Hi, I was trying to figure out how CDR3 DNA sequence in TCR sequencing is converted to the corresponding AA sequence. From a data set I have from Adaptive, an example is:
TCTCTCACTGTGACATCTGCCCAGAAGAACGAGATGGCCGTTTTTCTCTGTGCCAGCAGTTCGACTGGGGGTCCTTATGAACAGTAC If I convert this to AA sequence (6 possible reading frames, using Expasy tool), I get: 5'3' Frame 1 S L T V T S A Q K N E Met A V F L C A S S S T G G P Y E Q Y 5'3' Frame 2 L S L Stop H L P R R T R W P F F S V P A V R L G V L Met N S 5'3' Frame 3 S H C D I C P E E R D G R F S L C Q Q F D W G S L Stop T V 3'5' Frame 1 V L F I R T P S R T A G T E K N G H L V L L G R C H S E R 3'5' Frame 2 Y C S Stop G P P V E L L A Q R K T A I S F F W A D V T V R 3'5' Frame 3 T V H K D P Q S N C W H R E K R P S R S S G Q Met S Q Stop E The reported AA sequence is: CASSSTGGPYEQYF which matches the first of the translated AA sequence.
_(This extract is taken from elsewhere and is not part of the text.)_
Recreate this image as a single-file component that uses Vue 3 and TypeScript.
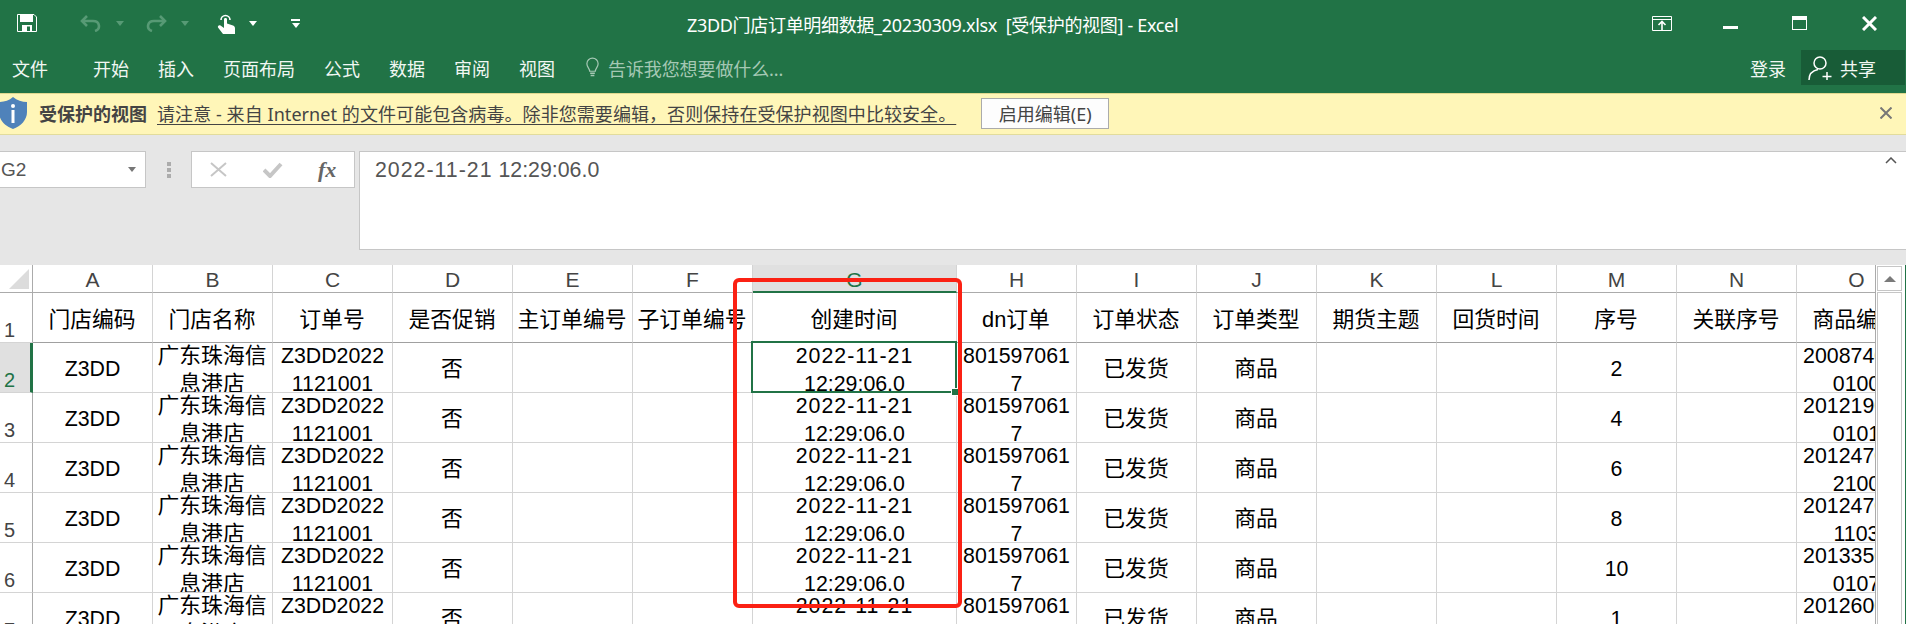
<script setup lang="ts">
const menuItems = ['开始', '插入', '页面布局', '公式', '数据', '审阅', '视图']

const columns = ['A', 'B', 'C', 'D', 'E', 'F', 'G', 'H', 'I', 'J', 'K', 'L', 'M', 'N', 'O']

const headers = [
  '门店编码', '门店名称', '订单号', '是否促销', '主订单编号', '子订单编号', '创建时间', 'dn订单',
  '订单状态', '订单类型', '期货主题', '回货时间', '序号', '关联序号', '商品编码',
]

// visible part of the goods code, the tail of the first line is cut off by the scrollbar edge
const orders = [
  { seq: '2', code: '200874000\n0100' },
  { seq: '4', code: '201219000\n0101' },
  { seq: '6', code: '201247000\n2100' },
  { seq: '8', code: '201247000\n1103' },
  { seq: '10', code: '201335000\n0107' },
  { seq: '1', code: '201260000\n0100' },
]

const rows = orders.map((order, i) => ({
  num: i + 2,
  cells: [
    'Z3DD', '广东珠海信\n息港店', 'Z3DD2022\n1121001', '否', '', '',
    '2022-11-21\n12:29:06.0', '801597061\n7', '已发货', '商品', '', '', '',
    order.seq, '', order.code,
  ].filter((_, idx) => idx !== 12),
}))

const hasCjk = (text: string) => /[\u4e00-\u9fff]/.test(text)
</script>

<template>
  <div class="app">
    <header class="titlebar">
      <div class="qat">
        <svg class="ic-save" viewBox="0 0 20 18" width="20" height="18">
          <path d="M0.5 0.5H17L19.5 3V17.5H0.5Z" fill="none" stroke="#fff" />
          <path d="M3 1H16V8H3Z" fill="#fff" />
          <path d="M5 11H15V17.5H5Z" fill="#fff" />
          <path d="M10 12.5H13V17H10Z" fill="#217346" />
        </svg>
        <svg class="ic-undo" viewBox="0 0 23 18" width="23" height="18">
          <path d="M8 2L3 7L8 12" fill="none" stroke="#579a75" stroke-width="2.6" />
          <path d="M3 7H14C21 7 22 15 16 17" fill="none" stroke="#579a75" stroke-width="2.6" />
        </svg>
        <i class="caret caret-dim caret-undo"></i>
        <svg class="ic-redo" viewBox="0 0 23 18" width="23" height="18">
          <path d="M15 2L20 7L15 12" fill="none" stroke="#579a75" stroke-width="2.6" />
          <path d="M20 7H9C2 7 1 15 7 17" fill="none" stroke="#579a75" stroke-width="2.6" />
        </svg>
        <i class="caret caret-dim caret-redo"></i>
        <svg class="ic-touch" viewBox="0 0 18 21" width="18" height="21">
          <path d="M4 7A4.5 4.5 0 1 1 13 7" fill="none" stroke="#fff" stroke-width="1.6" />
          <path d="M7 6.5C7 4.6 10 4.6 10 6.5V10.5L16 12.5C17.5 13 18 14 18 15.5V21H6L1 14.5C0.3 13 2.2 11.6 3.5 12.6L7 15Z" fill="#fff" />
        </svg>
        <i class="caret caret-touch"></i>
        <span class="customize">
          <i class="customize-bar"></i>
          <i class="caret"></i>
        </span>
      </div>
      <div class="title">Z3DD门店订单明细数据_20230309.xlsx&nbsp; [受保护的视图] - Excel</div>
      <div class="win-btns">
        <svg viewBox="0 0 20 15" width="20" height="15">
          <path d="M0.5 0.5H19.5V14.5H0.5Z M0.5 3.5H19.5" fill="none" stroke="#fff" />
          <path d="M10 14V6M6.5 9L10 5.5L13.5 9" fill="none" stroke="#fff" stroke-width="1.6" />
        </svg>
        <i class="win-min"></i>
        <i class="win-max"></i>
        <svg viewBox="0 0 15 15" width="15" height="15">
          <path d="M1 1L14 14M14 1L1 14" stroke="#fff" stroke-width="3" />
        </svg>
      </div>
    </header>

    <nav class="menubar">
      <span class="file-tab">文件</span>
      <span v-for="item in menuItems" :key="item">{{ item }}</span>
      <span class="tell">
        <svg viewBox="0 0 16 22" width="15" height="21">
          <path d="M5 15C5 12 2 10.500 2 7A6 6 0 0 1 14 7C14 10.500 11 12 11 15Z" fill="none" stroke="#a5c8b4" stroke-width="1.300" />
          <path d="M5.500 17H10.500M6 19.500H10" stroke="#a5c8b4" stroke-width="1.600" />
        </svg>
        告诉我您想要做什么...
      </span>
      <span class="login">登录</span>
      <span class="share">
        <svg viewBox="0 0 24 24" width="24" height="24">
          <circle cx="12" cy="7" r="6" fill="none" stroke="#fff" stroke-width="1.500" />
          <path d="M1 24C1 18 5 14.500 10 13.500M14.500 20.500H23.500M19 16V24" fill="none" stroke="#fff" stroke-width="1.500" />
        </svg>
        共享
      </span>
    </nav>

    <div class="msgbar">
      <svg class="shield" viewBox="0 0 28 32" width="28" height="32">
        <path d="M14 0C18 3.500 23 5 28 5V15C28 23 22 29 14 32C6 29 0 23 0 15V5C5 5 10 3.500 14 0Z" fill="#4f82ba" />
        <circle cx="14" cy="9" r="2" fill="#fff" />
        <rect x="12.500" y="13" width="3" height="13" fill="#fff" />
      </svg>
      <strong class="msg-title">受保护的视图</strong>
      <span class="msg-text">请注意 - 来自 Internet 的文件可能包含病毒。除非您需要编辑，否则保持在受保护视图中比较安全。</span>
      <button class="msg-btn" type="button">启用编辑(E)</button>
      <svg class="msg-close" viewBox="0 0 12 12" width="12" height="12">
        <path d="M0.500 0.500L11.500 11.500M11.500 0.500L0.500 11.500" stroke="#777" stroke-width="2" />
      </svg>
    </div>

    <div class="formula">
      <div class="namebox">G2<i class="caret caret-gray"></i></div>
      <div class="dots"><i></i><i></i><i></i></div>
      <div class="fx-box">
        <svg viewBox="0 0 17 15" width="17" height="15">
          <path d="M1 1L16 14M16 1L1 14" stroke="#c6c6c6" stroke-width="2" />
        </svg>
        <svg viewBox="0 0 20 16" width="20" height="16">
          <path d="M1 8L7 14L18 2" fill="none" stroke="#c6c6c6" stroke-width="4" />
        </svg>
        <span class="fx">fx</span>
      </div>
      <div class="fx-input">
        <span><span class="date">2022-11-21</span> 12:29:06.0</span>
        <svg viewBox="0 0 12 7" width="12" height="7">
          <path d="M1 6L6 1L11 6" fill="none" stroke="#555" stroke-width="1.500" />
        </svg>
      </div>
    </div>

    <div class="sheet">
      <div class="grid-wrap">
        <div class="grid">
          <div class="corner">
            <svg viewBox="0 0 20 20" width="20" height="20"><path d="M20 0V20H0Z" fill="#dcdcdc" /></svg>
          </div>
          <div
            v-for="col in columns"
            :key="col"
            class="col-head"
            :class="{ active: col === 'G' }"
          >{{ col }}</div>

          <div class="row-head">1</div>
          <div v-for="h in headers" :key="h" class="cell single head-cell">
            <span class="line" :class="{ cjk: hasCjk(h) }">{{ h }}</span>
          </div>

          <template v-for="row in rows" :key="row.num">
            <div class="row-head" :class="{ active: row.num === 2 }">{{ row.num }}</div>
            <div
              v-for="(cell, i) in row.cells"
              :key="i"
              class="cell"
              :class="{ single: !cell.includes('\n') }"
            >
              <span
                v-for="line in cell.split('\n')"
                :key="line"
                class="line"
                :class="{ date: line.includes('-'), cjk: hasCjk(line) }"
              >{{ line }}</span>
            </div>
          </template>
        </div>
        <div class="selection"><i class="handle"></i></div>
        <div class="highlight"></div>
      </div>
      <div class="scrollbar">
        <div class="scroll-up"><i></i></div>
        <div class="scroll-track"></div>
      </div>
    </div>
  </div>
</template>

<style scoped>
.app {
  width: 1906px;
  height: 624px;
  overflow: hidden;
  display: flex;
  flex-direction: column;
  background: #fff;
  font-family: "Noto Sans", "Noto Sans CJK SC", sans-serif;
  font-size: 18px;
  color: #fff;
}

/* title bar */
.titlebar {
  height: 46px;
  flex: none;
  display: flex;
  align-items: center;
  background: #217346;
}

.qat {
  width: 687px;
  flex: none;
  display: flex;
  align-items: center;
  padding-left: 17px;
  box-sizing: border-box;
}

.ic-undo {
  margin-left: 42px;
}

.ic-redo {
  margin-left: 21px;
}

.ic-touch {
  margin-left: 28px;
}

.caret {
  display: block;
  width: 0;
  height: 0;
  border-left: 4px solid transparent;
  border-right: 4px solid transparent;
  border-top: 5px solid #fff;
}

.caret-dim {
  border-top-color: #579a75;
}

.caret-undo {
  margin-left: 14px;
}

.caret-redo {
  margin-left: 13px;
}

.caret-touch {
  margin-left: 14px;
}

.customize {
  margin-left: 34px;
  display: flex;
  flex-direction: column;
  align-items: center;
  gap: 2px;
}

.customize-bar {
  width: 9px;
  height: 2px;
  background: #fff;
}

.title {
  padding-top: 2px;
  font-size: 18px;
  letter-spacing: -0.32px;
  white-space: nowrap;
}

.win-btns {
  margin-left: auto;
  display: flex;
  align-items: center;
  padding-right: 29px;
}

.win-btns svg:first-child {
  margin-right: 51px;
}

.win-min {
  width: 15px;
  height: 3px;
  margin-top: 9px;
  margin-right: 54px;
  background: #fff;
}

.win-max {
  width: 15px;
  height: 14px;
  margin-right: 55px;
  box-sizing: border-box;
  border: 1px solid #fff;
  border-top-width: 4px;
}

/* menu row */
.menubar {
  height: 47px;
  flex: none;
  display: flex;
  align-items: center;
  gap: 29px;
  padding-left: 12px;
  padding-bottom: 4px;
  box-sizing: border-box;
  background: #217346;
  white-space: nowrap;
  color: #f1f7f3;
}

.file-tab {
  margin-right: 16px;
}

.tell {
  display: flex;
  align-items: center;
  gap: 8px;
  margin-left: 1px;
  color: #a5c8b4;
  letter-spacing: -0.1px;
}

.login {
  margin-left: auto;
  margin-right: -14px;
}

.share {
  width: 104px;
  height: 35px;
  display: flex;
  align-items: center;
  gap: 8px;
  padding-left: 7px;
  margin-right: 1px;
  box-sizing: border-box;
  background: #185c37;
}

/* protected view bar */
.msgbar {
  height: 42px;
  flex: none;
  display: flex;
  align-items: center;
  padding-bottom: 2px;
  box-sizing: border-box;
  background: #fff6b8;
  border-top: 1px solid #dfd88f;
  border-bottom: 1px solid #e2dc9c;
  color: #444;
  white-space: nowrap;
}

.shield {
  margin-left: -1px;
  margin-right: 12px;
  flex: none;
}

.msg-title {
  font-weight: 700;
}

.msg-text {
  margin-left: 10px;
  letter-spacing: 0.07px;
  text-decoration: underline;
  text-underline-offset: 3px;
}

.msg-btn {
  width: 128px;
  height: 31px;
  margin-left: 25px;
  padding: 0;
  box-sizing: border-box;
  background: #fdfdfd;
  border: 1px solid #ababab;
  font: inherit;
  color: #444;
}

.msg-close {
  margin-left: auto;
  margin-right: 14px;
}

/* formula bar */
.formula {
  height: 130px;
  flex: none;
  display: flex;
  align-items: flex-start;
  padding-top: 16px;
  box-sizing: border-box;
  background: #e6e6e6;
  color: #555;
}

.namebox {
  width: 146px;
  height: 37px;
  display: flex;
  align-items: center;
  justify-content: space-between;
  padding: 0 9px 0 1px;
  box-sizing: border-box;
  background: #fff;
  border: 1px solid #c6c6c6;
  border-left: none;
  font-family: "Liberation Sans", sans-serif;
  font-size: 19px;
}

.caret-gray {
  border-top-color: #777;
}

.dots {
  width: 45px;
  height: 37px;
  display: flex;
  flex-direction: column;
  align-items: center;
  justify-content: center;
  gap: 2px;
}

.dots i {
  width: 4px;
  height: 4px;
  background: #acacac;
}

.fx-box {
  width: 164px;
  height: 37px;
  display: flex;
  align-items: center;
  padding-left: 18px;
  box-sizing: border-box;
  background: #fff;
  border: 1px solid #c6c6c6;
}

.fx-box svg:nth-child(2) {
  margin-left: 36px;
}

.fx {
  margin-left: 35px;
  font-family: "Liberation Serif", serif;
  font-style: italic;
  font-weight: 700;
  font-size: 22px;
  color: #666;
}

.fx-input {
  flex: 1;
  height: 99px;
  margin-left: 4px;
  display: flex;
  justify-content: space-between;
  padding: 3px 9px 0 15px;
  box-sizing: border-box;
  background: #fff;
  border: 1px solid #c6c6c6;
  border-right: none;
  font-family: "Liberation Sans", sans-serif;
  font-size: 21.33px;
  line-height: 30px;
}

.fx-input svg {
  margin-top: 2px;
}

/* sheet */
.sheet {
  flex: 1;
  min-height: 0;
  display: flex;
  box-sizing: border-box;
  border-right: 1px solid #217346;
}

.grid-wrap {
  position: relative;
  width: 1876px;
  flex: none;
  overflow: hidden;
  box-sizing: border-box;
  border-right: 1px solid #ababab;
}

.grid {
  display: grid;
  grid-template-columns: 33px repeat(6, 120px) 204px repeat(8, 120px);
  grid-template-rows: 28px repeat(7, 50px);
  width: 1917px;
  font-family: "Liberation Sans", "Noto Sans CJK SC", sans-serif;
  font-size: 21.33px;
  color: #000;
}

.corner {
  display: flex;
  align-items: flex-end;
  justify-content: flex-end;
  padding: 0 3px 3px 0;
  box-sizing: border-box;
  border-right: 1px solid #ababab;
  border-bottom: 1px solid #ababab;
}

.col-head {
  box-sizing: border-box;
  border-right: 1px solid #d4d4d4;
  border-bottom: 1px solid #ababab;
  text-align: center;
  font-size: 21px;
  line-height: 30px;
  color: #444;
  overflow: hidden;
}

.col-head.active {
  background: #e0e0e0;
  border-bottom: 2px solid #217346;
  color: #217346;
}

.row-head {
  box-sizing: border-box;
  padding: 27px 0 0 4px;
  border-right: 1px solid #ababab;
  border-bottom: 1px solid #d4d4d4;
  font-size: 20px;
  line-height: 20px;
  color: #444;
  overflow: hidden;
}

.row-head.active {
  background: #e0e0e0;
  border-right: 3px solid #217346;
  color: #217346;
}

.cell {
  min-width: 0;
  box-sizing: border-box;
  border-right: 1px solid #d4d4d4;
  border-bottom: 1px solid #d4d4d4;
  overflow: hidden;
  text-align: center;
  line-height: 28px;
  white-space: nowrap;
}

.cell.single {
  line-height: 54px;
}

.cell.head-cell {
  line-height: 56px;
  border-bottom-color: #a0a0a0;
}

.line {
  display: block;
  margin-top: -1px;
}

.line + .line {
  margin-top: 0;
}

.line.cjk {
  font-size: 21.8px;
  margin-right: 1px;
}

.date {
  letter-spacing: 1px;
}

.selection {
  position: absolute;
  left: 751px;
  top: 76px;
  width: 206px;
  height: 52px;
  box-sizing: border-box;
  border: 2px solid #217346;
}

.handle {
  position: absolute;
  right: -3px;
  bottom: -4px;
  width: 6px;
  height: 6px;
  background: #217346;
  outline: 1px solid #fff;
}

.highlight {
  position: absolute;
  left: 733px;
  top: 13px;
  width: 229px;
  height: 330px;
  box-sizing: border-box;
  border: 4px solid #fb2114;
  border-radius: 6px;
}

.scrollbar {
  width: 25px;
  margin-left: 1px;
  display: flex;
  flex-direction: column;
  padding-top: 1px;
  box-sizing: border-box;
}

.scroll-up {
  height: 25px;
  flex: none;
  display: flex;
  align-items: center;
  justify-content: center;
  box-sizing: border-box;
  border: 1px solid #c6c6c6;
}

.scroll-up i {
  border-left: 6px solid transparent;
  border-right: 6px solid transparent;
  border-bottom: 6px solid #7a7a7a;
}

.scroll-track {
  flex: 1;
  margin-top: 1px;
  box-sizing: border-box;
  border: 1px solid #c6c6c6;
  border-bottom: none;
}
</style>

<style>
html,
body {
  margin: 0;
  overflow: hidden;
}
</style>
All of the reported sequences start with residue C and end with F. I was wondering why the full sequence is not reported: Met A V F L C A S S S T G G P Y E Q Y and why is F added (to each reported AA) at the end. Is there any reference to this process. Thanks, - Pankaj
Thanks,
- Pankaj
Hi Pankaj, could you please try to format your question into a readable text using e.g. code format for the sequences? Thank you.